- **Stated goal**
Restate the whole listing word for word. Pictures are left out.

▬▬▬

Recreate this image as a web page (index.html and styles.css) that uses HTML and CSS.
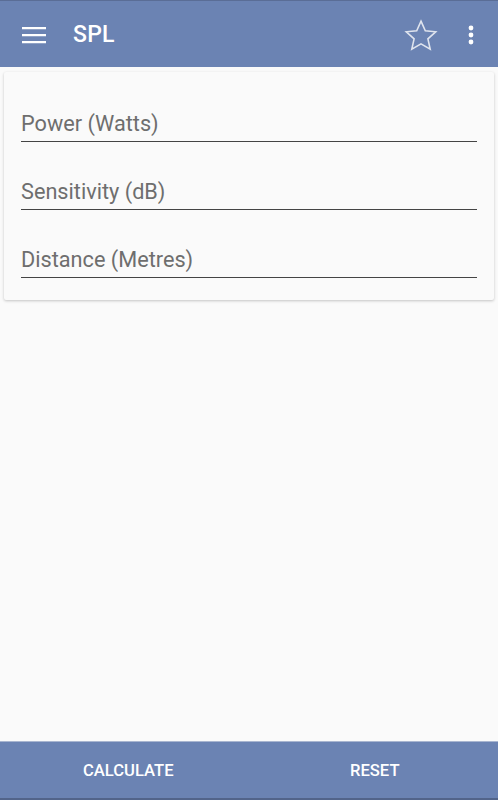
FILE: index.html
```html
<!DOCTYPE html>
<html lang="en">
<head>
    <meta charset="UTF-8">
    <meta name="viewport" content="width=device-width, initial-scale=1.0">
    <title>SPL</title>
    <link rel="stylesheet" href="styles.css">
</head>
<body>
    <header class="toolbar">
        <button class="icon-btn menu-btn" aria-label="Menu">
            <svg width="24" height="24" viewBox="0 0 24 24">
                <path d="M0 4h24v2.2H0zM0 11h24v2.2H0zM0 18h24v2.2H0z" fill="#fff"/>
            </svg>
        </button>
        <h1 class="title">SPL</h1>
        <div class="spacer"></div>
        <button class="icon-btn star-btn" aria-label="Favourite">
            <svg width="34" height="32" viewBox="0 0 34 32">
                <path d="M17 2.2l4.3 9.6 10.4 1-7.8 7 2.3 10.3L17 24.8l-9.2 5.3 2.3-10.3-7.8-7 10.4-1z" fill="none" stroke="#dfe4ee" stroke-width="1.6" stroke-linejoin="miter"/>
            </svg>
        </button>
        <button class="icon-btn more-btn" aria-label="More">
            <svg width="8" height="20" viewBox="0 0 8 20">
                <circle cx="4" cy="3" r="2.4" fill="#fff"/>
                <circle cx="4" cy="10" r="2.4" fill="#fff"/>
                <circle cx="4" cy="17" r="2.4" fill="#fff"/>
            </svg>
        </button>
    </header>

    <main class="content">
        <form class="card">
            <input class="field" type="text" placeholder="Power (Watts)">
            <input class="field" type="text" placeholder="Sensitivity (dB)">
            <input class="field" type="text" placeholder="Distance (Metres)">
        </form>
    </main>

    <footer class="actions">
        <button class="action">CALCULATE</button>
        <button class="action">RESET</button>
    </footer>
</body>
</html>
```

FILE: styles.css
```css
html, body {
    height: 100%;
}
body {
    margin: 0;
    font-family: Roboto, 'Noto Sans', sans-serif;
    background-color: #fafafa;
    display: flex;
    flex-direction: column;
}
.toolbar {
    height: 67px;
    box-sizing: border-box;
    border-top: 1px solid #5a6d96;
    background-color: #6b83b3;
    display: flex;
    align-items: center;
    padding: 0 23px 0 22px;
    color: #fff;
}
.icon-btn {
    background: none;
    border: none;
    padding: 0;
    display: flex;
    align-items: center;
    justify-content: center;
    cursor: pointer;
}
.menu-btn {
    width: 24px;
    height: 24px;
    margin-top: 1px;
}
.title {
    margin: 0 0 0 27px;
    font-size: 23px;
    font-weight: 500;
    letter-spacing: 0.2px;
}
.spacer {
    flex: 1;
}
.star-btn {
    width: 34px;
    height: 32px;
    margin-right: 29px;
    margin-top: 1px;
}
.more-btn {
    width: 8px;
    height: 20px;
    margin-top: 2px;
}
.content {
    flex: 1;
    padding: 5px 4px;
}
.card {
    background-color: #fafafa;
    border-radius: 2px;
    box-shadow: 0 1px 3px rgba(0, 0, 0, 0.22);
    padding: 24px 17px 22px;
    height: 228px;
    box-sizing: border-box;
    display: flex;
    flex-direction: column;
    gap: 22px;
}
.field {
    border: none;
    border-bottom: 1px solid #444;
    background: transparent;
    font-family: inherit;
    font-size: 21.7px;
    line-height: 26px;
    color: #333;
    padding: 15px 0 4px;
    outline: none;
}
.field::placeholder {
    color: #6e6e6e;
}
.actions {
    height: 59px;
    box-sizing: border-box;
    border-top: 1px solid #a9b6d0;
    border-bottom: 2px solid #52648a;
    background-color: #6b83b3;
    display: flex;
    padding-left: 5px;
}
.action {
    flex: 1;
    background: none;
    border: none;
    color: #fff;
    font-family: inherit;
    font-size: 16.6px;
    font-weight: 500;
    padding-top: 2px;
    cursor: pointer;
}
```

▬▬▬

- **Completed exercise**
Recreate this image as a web page (index.html and styles.css) that uses HTML and CSS.
FILE: index.html
```html
<!DOCTYPE html>
<html lang="en">
<head>
    <meta charset="UTF-8">
    <meta name="viewport" content="width=device-width, initial-scale=1.0">
    <title>SPL</title>
    <link rel="stylesheet" href="styles.css">
</head>
<body>
    <header class="toolbar">
        <button class="icon-btn menu-btn" aria-label="Menu">
            <svg width="24" height="24" viewBox="0 0 24 24">
                <path d="M0 4h24v2.2H0zM0 11h24v2.2H0zM0 18h24v2.2H0z" fill="#fff"/>
            </svg>
        </button>
        <h1 class="title">SPL</h1>
        <div class="spacer"></div>
        <button class="icon-btn star-btn" aria-label="Favourite">
            <svg width="34" height="32" viewBox="0 0 34 32">
                <path d="M17 2.2l4.3 9.6 10.4 1-7.8 7 2.3 10.3L17 24.8l-9.2 5.3 2.3-10.3-7.8-7 10.4-1z" fill="none" stroke="#dfe4ee" stroke-width="1.6" stroke-linejoin="miter"/>
            </svg>
        </button>
        <button class="icon-btn more-btn" aria-label="More">
            <svg width="8" height="20" viewBox="0 0 8 20">
                <circle cx="4" cy="3" r="2.4" fill="#fff"/>
                <circle cx="4" cy="10" r="2.4" fill="#fff"/>
                <circle cx="4" cy="17" r="2.4" fill="#fff"/>
            </svg>
        </button>
    </header>

    <main class="content">
        <form class="card">
            <input class="field" type="text" placeholder="Power (Watts)">
            <input class="field" type="text" placeholder="Sensitivity (dB)">
            <input class="field" type="text" placeholder="Distance (Metres)">
        </form>
    </main>

    <footer class="actions">
        <button class="action">CALCULATE</button>
        <button class="action">RESET</button>
    </footer>
</body>
</html>
```

FILE: styles.css
```css
html, body {
    height: 100%;
}
body {
    margin: 0;
    font-family: Roboto, 'Noto Sans', sans-serif;
    background-color: #fafafa;
    display: flex;
    flex-direction: column;
}
.toolbar {
    height: 67px;
    box-sizing: border-box;
    border-top: 1px solid #5a6d96;
    background-color: #6b83b3;
    display: flex;
    align-items: center;
    padding: 0 23px 0 22px;
    color: #fff;
}
.icon-btn {
    background: none;
    border: none;
    padding: 0;
    display: flex;
    align-items: center;
    justify-content: center;
    cursor: pointer;
}
.menu-btn {
    width: 24px;
    height: 24px;
    margin-top: 1px;
}
.title {
    margin: 0 0 0 27px;
    font-size: 23px;
    font-weight: 500;
    letter-spacing: 0.2px;
}
.spacer {
    flex: 1;
}
.star-btn {
    width: 34px;
    height: 32px;
    margin-right: 29px;
    margin-top: 1px;
}
.more-btn {
    width: 8px;
    height: 20px;
    margin-top: 2px;
}
.content {
    flex: 1;
    padding: 5px 4px;
}
.card {
    background-color: #fafafa;
    border-radius: 2px;
    box-shadow: 0 1px 3px rgba(0, 0, 0, 0.22);
    padding: 24px 17px 22px;
    height: 228px;
    box-sizing: border-box;
    display: flex;
    flex-direction: column;
    gap: 22px;
}
.field {
    border: none;
    border-bottom: 1px solid #444;
    background: transparent;
    font-family: inherit;
    font-size: 21.7px;
    line-height: 26px;
    color: #333;
    padding: 15px 0 4px;
    outline: none;
}
.field::placeholder {
    color: #6e6e6e;
}
.actions {
    height: 59px;
    box-sizing: border-box;
    border-top: 1px solid #a9b6d0;
    border-bottom: 2px solid #52648a;
    background-color: #6b83b3;
    display: flex;
    padding-left: 5px;
}
.action {
    flex: 1;
    background: none;
    border: none;
    color: #fff;
    font-family: inherit;
    font-size: 16.6px;
    font-weight: 500;
    padding-top: 2px;
    cursor: pointer;
}
```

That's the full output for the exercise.